___ Data excerpt

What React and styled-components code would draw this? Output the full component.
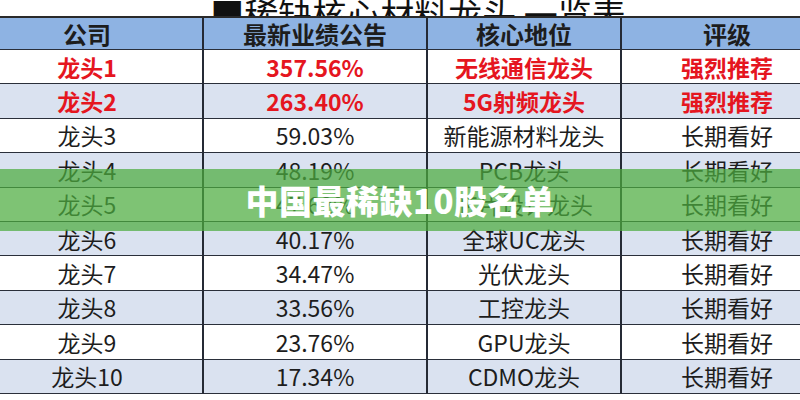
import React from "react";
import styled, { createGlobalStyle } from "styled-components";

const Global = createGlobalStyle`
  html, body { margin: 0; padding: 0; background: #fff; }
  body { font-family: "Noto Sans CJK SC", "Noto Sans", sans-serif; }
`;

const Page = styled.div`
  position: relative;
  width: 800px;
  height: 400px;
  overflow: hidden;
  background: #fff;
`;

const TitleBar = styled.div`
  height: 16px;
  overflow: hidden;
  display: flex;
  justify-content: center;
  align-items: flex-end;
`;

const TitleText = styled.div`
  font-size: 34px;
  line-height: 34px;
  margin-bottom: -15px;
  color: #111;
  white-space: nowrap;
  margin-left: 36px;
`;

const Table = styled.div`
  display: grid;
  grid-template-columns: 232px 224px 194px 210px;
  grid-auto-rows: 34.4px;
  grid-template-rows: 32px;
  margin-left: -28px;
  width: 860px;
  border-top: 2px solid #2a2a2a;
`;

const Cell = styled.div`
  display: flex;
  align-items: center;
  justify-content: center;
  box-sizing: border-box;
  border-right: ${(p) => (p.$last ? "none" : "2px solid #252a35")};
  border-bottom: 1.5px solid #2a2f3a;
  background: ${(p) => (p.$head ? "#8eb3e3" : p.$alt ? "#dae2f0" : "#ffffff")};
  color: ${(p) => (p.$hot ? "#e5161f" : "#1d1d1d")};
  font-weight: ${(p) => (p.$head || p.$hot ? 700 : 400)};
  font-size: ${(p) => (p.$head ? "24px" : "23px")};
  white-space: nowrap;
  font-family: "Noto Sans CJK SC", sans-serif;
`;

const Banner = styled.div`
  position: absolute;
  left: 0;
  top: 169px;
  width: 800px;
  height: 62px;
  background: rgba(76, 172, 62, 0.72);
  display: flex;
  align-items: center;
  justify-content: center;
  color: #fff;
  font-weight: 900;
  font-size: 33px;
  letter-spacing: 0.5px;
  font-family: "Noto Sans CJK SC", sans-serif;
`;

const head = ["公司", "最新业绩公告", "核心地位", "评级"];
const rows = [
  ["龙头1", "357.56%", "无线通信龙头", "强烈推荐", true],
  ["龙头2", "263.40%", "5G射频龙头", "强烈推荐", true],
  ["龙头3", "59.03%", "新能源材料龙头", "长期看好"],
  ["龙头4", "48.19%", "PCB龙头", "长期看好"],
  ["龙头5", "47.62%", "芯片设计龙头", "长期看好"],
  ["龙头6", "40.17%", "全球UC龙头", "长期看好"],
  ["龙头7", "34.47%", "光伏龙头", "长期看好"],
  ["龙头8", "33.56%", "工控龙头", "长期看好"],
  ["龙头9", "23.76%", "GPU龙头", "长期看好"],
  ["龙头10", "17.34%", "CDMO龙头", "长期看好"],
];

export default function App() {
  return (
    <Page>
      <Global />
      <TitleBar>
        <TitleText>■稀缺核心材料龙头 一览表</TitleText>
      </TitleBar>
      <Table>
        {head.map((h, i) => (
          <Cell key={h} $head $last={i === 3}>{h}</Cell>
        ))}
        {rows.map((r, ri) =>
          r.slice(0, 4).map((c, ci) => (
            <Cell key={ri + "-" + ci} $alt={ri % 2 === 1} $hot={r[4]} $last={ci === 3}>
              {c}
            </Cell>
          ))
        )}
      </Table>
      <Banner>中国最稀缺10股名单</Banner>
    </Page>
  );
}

______

### Work to complete
All of the material above should be reproduced exactly, except the pictures.

### The response
What React and styled-components code would draw this? Output the full component.
import React from "react";
import styled, { createGlobalStyle } from "styled-components";

const Global = createGlobalStyle`
  html, body { margin: 0; padding: 0; background: #fff; }
  body { font-family: "Noto Sans CJK SC", "Noto Sans", sans-serif; }
`;

const Page = styled.div`
  position: relative;
  width: 800px;
  height: 400px;
  overflow: hidden;
  background: #fff;
`;

const TitleBar = styled.div`
  height: 16px;
  overflow: hidden;
  display: flex;
  justify-content: center;
  align-items: flex-end;
`;

const TitleText = styled.div`
  font-size: 34px;
  line-height: 34px;
  margin-bottom: -15px;
  color: #111;
  white-space: nowrap;
  margin-left: 36px;
`;

const Table = styled.div`
  display: grid;
  grid-template-columns: 232px 224px 194px 210px;
  grid-auto-rows: 34.4px;
  grid-template-rows: 32px;
  margin-left: -28px;
  width: 860px;
  border-top: 2px solid #2a2a2a;
`;

const Cell = styled.div`
  display: flex;
  align-items: center;
  justify-content: center;
  box-sizing: border-box;
  border-right: ${(p) => (p.$last ? "none" : "2px solid #252a35")};
  border-bottom: 1.5px solid #2a2f3a;
  background: ${(p) => (p.$head ? "#8eb3e3" : p.$alt ? "#dae2f0" : "#ffffff")};
  color: ${(p) => (p.$hot ? "#e5161f" : "#1d1d1d")};
  font-weight: ${(p) => (p.$head || p.$hot ? 700 : 400)};
  font-size: ${(p) => (p.$head ? "24px" : "23px")};
  white-space: nowrap;
  font-family: "Noto Sans CJK SC", sans-serif;
`;

const Banner = styled.div`
  position: absolute;
  left: 0;
  top: 169px;
  width: 800px;
  height: 62px;
  background: rgba(76, 172, 62, 0.72);
  display: flex;
  align-items: center;
  justify-content: center;
  color: #fff;
  font-weight: 900;
  font-size: 33px;
  letter-spacing: 0.5px;
  font-family: "Noto Sans CJK SC", sans-serif;
`;

const head = ["公司", "最新业绩公告", "核心地位", "评级"];
const rows = [
  ["龙头1", "357.56%", "无线通信龙头", "强烈推荐", true],
  ["龙头2", "263.40%", "5G射频龙头", "强烈推荐", true],
  ["龙头3", "59.03%", "新能源材料龙头", "长期看好"],
  ["龙头4", "48.19%", "PCB龙头", "长期看好"],
  ["龙头5", "47.62%", "芯片设计龙头", "长期看好"],
  ["龙头6", "40.17%", "全球UC龙头", "长期看好"],
  ["龙头7", "34.47%", "光伏龙头", "长期看好"],
  ["龙头8", "33.56%", "工控龙头", "长期看好"],
  ["龙头9", "23.76%", "GPU龙头", "长期看好"],
  ["龙头10", "17.34%", "CDMO龙头", "长期看好"],
];

export default function App() {
  return (
    <Page>
      <Global />
      <TitleBar>
        <TitleText>■稀缺核心材料龙头 一览表</TitleText>
      </TitleBar>
      <Table>
        {head.map((h, i) => (
          <Cell key={h} $head $last={i === 3}>{h}</Cell>
        ))}
        {rows.map((r, ri) =>
          r.slice(0, 4).map((c, ci) => (
            <Cell key={ri + "-" + ci} $alt={ri % 2 === 1} $hot={r[4]} $last={ci === 3}>
              {c}
            </Cell>
          ))
        )}
      </Table>
      <Banner>中国最稀缺10股名单</Banner>
    </Page>
  );
}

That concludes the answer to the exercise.